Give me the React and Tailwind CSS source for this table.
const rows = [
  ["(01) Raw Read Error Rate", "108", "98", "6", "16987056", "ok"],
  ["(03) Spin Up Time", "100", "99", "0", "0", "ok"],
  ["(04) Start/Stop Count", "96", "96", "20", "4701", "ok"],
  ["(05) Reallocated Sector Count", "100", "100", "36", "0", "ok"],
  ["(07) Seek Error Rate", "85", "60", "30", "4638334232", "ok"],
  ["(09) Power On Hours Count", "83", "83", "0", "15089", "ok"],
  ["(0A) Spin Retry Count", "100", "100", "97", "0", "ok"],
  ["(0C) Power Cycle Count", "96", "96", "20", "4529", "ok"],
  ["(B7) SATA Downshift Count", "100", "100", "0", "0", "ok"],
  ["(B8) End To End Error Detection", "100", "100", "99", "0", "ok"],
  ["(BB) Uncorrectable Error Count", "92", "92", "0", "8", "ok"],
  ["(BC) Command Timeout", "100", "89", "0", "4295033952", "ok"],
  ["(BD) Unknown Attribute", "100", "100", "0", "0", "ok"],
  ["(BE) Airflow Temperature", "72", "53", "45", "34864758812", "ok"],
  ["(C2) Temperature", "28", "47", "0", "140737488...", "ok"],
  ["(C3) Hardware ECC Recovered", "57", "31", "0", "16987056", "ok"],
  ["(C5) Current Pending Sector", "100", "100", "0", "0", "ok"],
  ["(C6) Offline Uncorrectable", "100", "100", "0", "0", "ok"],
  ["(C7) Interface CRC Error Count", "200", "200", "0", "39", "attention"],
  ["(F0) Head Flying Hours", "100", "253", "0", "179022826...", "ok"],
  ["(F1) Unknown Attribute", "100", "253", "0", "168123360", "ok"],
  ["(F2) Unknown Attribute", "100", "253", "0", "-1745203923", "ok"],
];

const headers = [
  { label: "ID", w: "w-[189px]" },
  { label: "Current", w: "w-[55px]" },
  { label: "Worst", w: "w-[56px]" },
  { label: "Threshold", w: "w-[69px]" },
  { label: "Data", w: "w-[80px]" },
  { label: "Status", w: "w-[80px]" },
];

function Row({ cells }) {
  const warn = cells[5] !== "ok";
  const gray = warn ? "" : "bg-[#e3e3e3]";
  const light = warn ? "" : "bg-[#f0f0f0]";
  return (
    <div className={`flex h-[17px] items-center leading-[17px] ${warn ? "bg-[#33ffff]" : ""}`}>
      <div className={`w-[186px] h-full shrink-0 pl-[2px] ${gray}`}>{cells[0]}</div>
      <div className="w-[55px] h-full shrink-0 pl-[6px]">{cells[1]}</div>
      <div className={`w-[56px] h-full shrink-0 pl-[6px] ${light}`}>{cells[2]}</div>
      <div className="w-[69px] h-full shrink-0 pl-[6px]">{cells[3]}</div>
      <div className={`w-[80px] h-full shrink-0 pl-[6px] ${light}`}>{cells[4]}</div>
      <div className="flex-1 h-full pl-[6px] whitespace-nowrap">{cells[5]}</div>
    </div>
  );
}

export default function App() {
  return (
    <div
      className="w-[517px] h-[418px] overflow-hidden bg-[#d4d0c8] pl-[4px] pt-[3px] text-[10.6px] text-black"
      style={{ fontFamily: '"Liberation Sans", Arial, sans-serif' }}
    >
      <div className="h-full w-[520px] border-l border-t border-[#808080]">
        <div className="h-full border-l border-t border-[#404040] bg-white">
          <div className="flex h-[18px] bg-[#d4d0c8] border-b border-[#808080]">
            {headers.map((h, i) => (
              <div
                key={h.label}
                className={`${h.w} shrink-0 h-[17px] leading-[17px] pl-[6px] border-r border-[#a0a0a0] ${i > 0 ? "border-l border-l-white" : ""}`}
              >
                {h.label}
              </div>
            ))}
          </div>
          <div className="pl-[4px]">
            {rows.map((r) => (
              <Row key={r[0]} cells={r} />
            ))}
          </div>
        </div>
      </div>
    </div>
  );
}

------------------------

▶ Given request
Extract all the material, leaving every line as it is.

▶ Problem solution
Give me the React and Tailwind CSS source for this table.
const rows = [
  ["(01) Raw Read Error Rate", "108", "98", "6", "16987056", "ok"],
  ["(03) Spin Up Time", "100", "99", "0", "0", "ok"],
  ["(04) Start/Stop Count", "96", "96", "20", "4701", "ok"],
  ["(05) Reallocated Sector Count", "100", "100", "36", "0", "ok"],
  ["(07) Seek Error Rate", "85", "60", "30", "4638334232", "ok"],
  ["(09) Power On Hours Count", "83", "83", "0", "15089", "ok"],
  ["(0A) Spin Retry Count", "100", "100", "97", "0", "ok"],
  ["(0C) Power Cycle Count", "96", "96", "20", "4529", "ok"],
  ["(B7) SATA Downshift Count", "100", "100", "0", "0", "ok"],
  ["(B8) End To End Error Detection", "100", "100", "99", "0", "ok"],
  ["(BB) Uncorrectable Error Count", "92", "92", "0", "8", "ok"],
  ["(BC) Command Timeout", "100", "89", "0", "4295033952", "ok"],
  ["(BD) Unknown Attribute", "100", "100", "0", "0", "ok"],
  ["(BE) Airflow Temperature", "72", "53", "45", "34864758812", "ok"],
  ["(C2) Temperature", "28", "47", "0", "140737488...", "ok"],
  ["(C3) Hardware ECC Recovered", "57", "31", "0", "16987056", "ok"],
  ["(C5) Current Pending Sector", "100", "100", "0", "0", "ok"],
  ["(C6) Offline Uncorrectable", "100", "100", "0", "0", "ok"],
  ["(C7) Interface CRC Error Count", "200", "200", "0", "39", "attention"],
  ["(F0) Head Flying Hours", "100", "253", "0", "179022826...", "ok"],
  ["(F1) Unknown Attribute", "100", "253", "0", "168123360", "ok"],
  ["(F2) Unknown Attribute", "100", "253", "0", "-1745203923", "ok"],
];

const headers = [
  { label: "ID", w: "w-[189px]" },
  { label: "Current", w: "w-[55px]" },
  { label: "Worst", w: "w-[56px]" },
  { label: "Threshold", w: "w-[69px]" },
  { label: "Data", w: "w-[80px]" },
  { label: "Status", w: "w-[80px]" },
];

function Row({ cells }) {
  const warn = cells[5] !== "ok";
  const gray = warn ? "" : "bg-[#e3e3e3]";
  const light = warn ? "" : "bg-[#f0f0f0]";
  return (
    <div className={`flex h-[17px] items-center leading-[17px] ${warn ? "bg-[#33ffff]" : ""}`}>
      <div className={`w-[186px] h-full shrink-0 pl-[2px] ${gray}`}>{cells[0]}</div>
      <div className="w-[55px] h-full shrink-0 pl-[6px]">{cells[1]}</div>
      <div className={`w-[56px] h-full shrink-0 pl-[6px] ${light}`}>{cells[2]}</div>
      <div className="w-[69px] h-full shrink-0 pl-[6px]">{cells[3]}</div>
      <div className={`w-[80px] h-full shrink-0 pl-[6px] ${light}`}>{cells[4]}</div>
      <div className="flex-1 h-full pl-[6px] whitespace-nowrap">{cells[5]}</div>
    </div>
  );
}

export default function App() {
  return (
    <div
      className="w-[517px] h-[418px] overflow-hidden bg-[#d4d0c8] pl-[4px] pt-[3px] text-[10.6px] text-black"
      style={{ fontFamily: '"Liberation Sans", Arial, sans-serif' }}
    >
      <div className="h-full w-[520px] border-l border-t border-[#808080]">
        <div className="h-full border-l border-t border-[#404040] bg-white">
          <div className="flex h-[18px] bg-[#d4d0c8] border-b border-[#808080]">
            {headers.map((h, i) => (
              <div
                key={h.label}
                className={`${h.w} shrink-0 h-[17px] leading-[17px] pl-[6px] border-r border-[#a0a0a0] ${i > 0 ? "border-l border-l-white" : ""}`}
              >
                {h.label}
              </div>
            ))}
          </div>
          <div className="pl-[4px]">
            {rows.map((r) => (
              <Row key={r[0]} cells={r} />
            ))}
          </div>
        </div>
      </div>
    </div>
  );
}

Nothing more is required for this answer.